Copy, from the entries below, each line where the word "this" can be found.

LISTING:
§
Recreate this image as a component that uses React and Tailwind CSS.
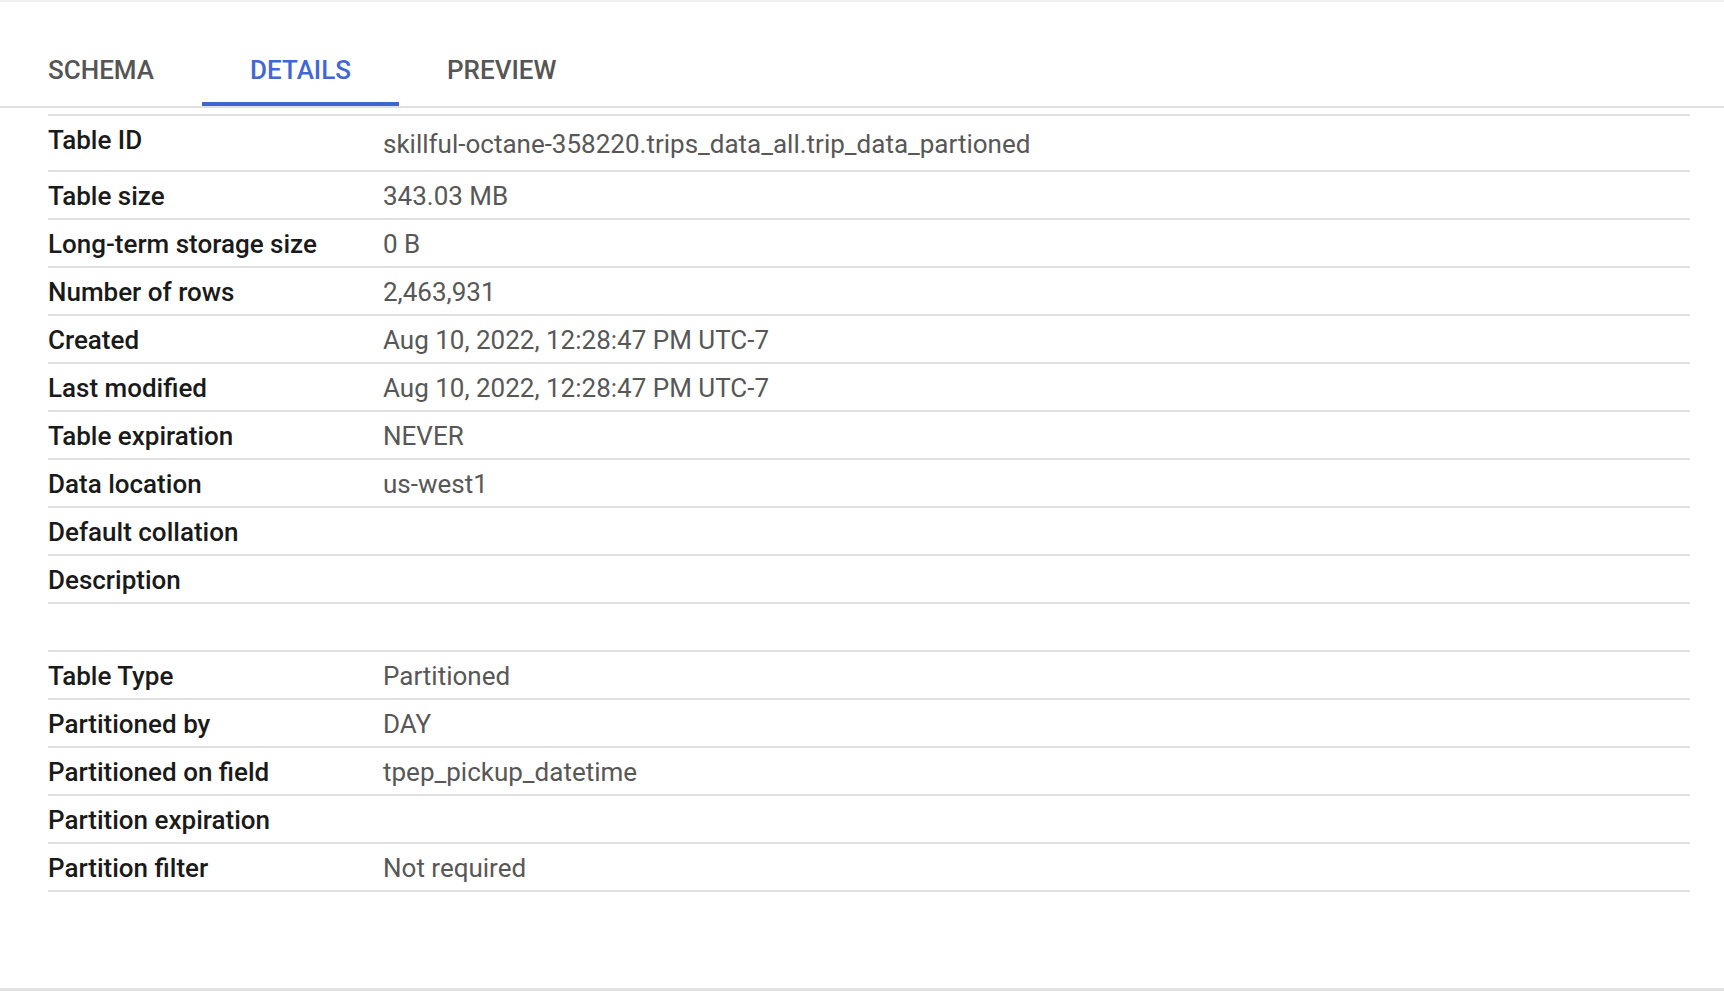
§
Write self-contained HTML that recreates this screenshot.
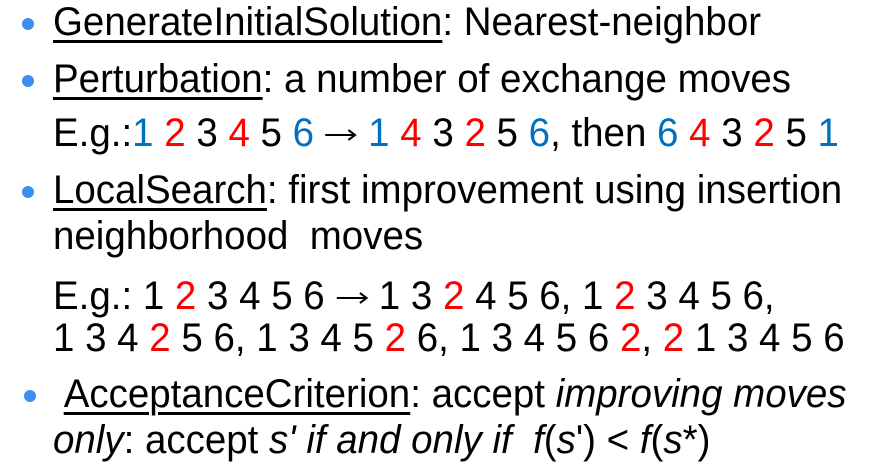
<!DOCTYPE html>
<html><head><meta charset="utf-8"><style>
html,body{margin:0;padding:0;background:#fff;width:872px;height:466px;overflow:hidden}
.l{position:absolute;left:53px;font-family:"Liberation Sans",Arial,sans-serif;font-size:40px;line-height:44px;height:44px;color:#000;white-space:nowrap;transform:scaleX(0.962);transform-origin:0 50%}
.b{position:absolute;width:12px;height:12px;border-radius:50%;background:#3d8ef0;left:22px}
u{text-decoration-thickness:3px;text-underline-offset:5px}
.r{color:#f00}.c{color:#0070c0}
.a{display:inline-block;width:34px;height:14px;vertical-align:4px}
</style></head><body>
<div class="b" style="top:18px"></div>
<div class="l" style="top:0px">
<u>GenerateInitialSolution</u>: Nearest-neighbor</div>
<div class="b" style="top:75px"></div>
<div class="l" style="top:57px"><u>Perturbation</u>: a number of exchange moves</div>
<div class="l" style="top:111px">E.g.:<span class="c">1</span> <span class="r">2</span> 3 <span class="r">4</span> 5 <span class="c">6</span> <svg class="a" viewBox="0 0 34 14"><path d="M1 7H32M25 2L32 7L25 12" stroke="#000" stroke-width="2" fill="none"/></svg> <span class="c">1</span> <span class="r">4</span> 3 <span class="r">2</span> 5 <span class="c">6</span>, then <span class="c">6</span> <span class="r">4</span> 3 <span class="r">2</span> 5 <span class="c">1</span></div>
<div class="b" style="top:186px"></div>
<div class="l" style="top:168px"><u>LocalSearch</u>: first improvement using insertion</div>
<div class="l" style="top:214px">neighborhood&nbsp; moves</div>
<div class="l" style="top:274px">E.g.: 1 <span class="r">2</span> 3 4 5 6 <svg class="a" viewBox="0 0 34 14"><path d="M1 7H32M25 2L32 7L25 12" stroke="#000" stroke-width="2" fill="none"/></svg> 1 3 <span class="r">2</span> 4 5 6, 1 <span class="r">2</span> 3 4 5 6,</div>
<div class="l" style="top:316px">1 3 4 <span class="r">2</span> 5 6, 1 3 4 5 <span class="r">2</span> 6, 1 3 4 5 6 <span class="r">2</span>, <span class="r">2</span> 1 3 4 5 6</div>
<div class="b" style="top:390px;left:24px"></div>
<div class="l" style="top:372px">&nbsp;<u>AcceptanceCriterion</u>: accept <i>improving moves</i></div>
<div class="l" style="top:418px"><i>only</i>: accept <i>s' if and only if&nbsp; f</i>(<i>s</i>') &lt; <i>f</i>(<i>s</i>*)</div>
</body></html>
§
RESPONSE TO THE TASK:
Recreate this image as a component that uses React and Tailwind CSS.
Write self-contained HTML that recreates this screenshot.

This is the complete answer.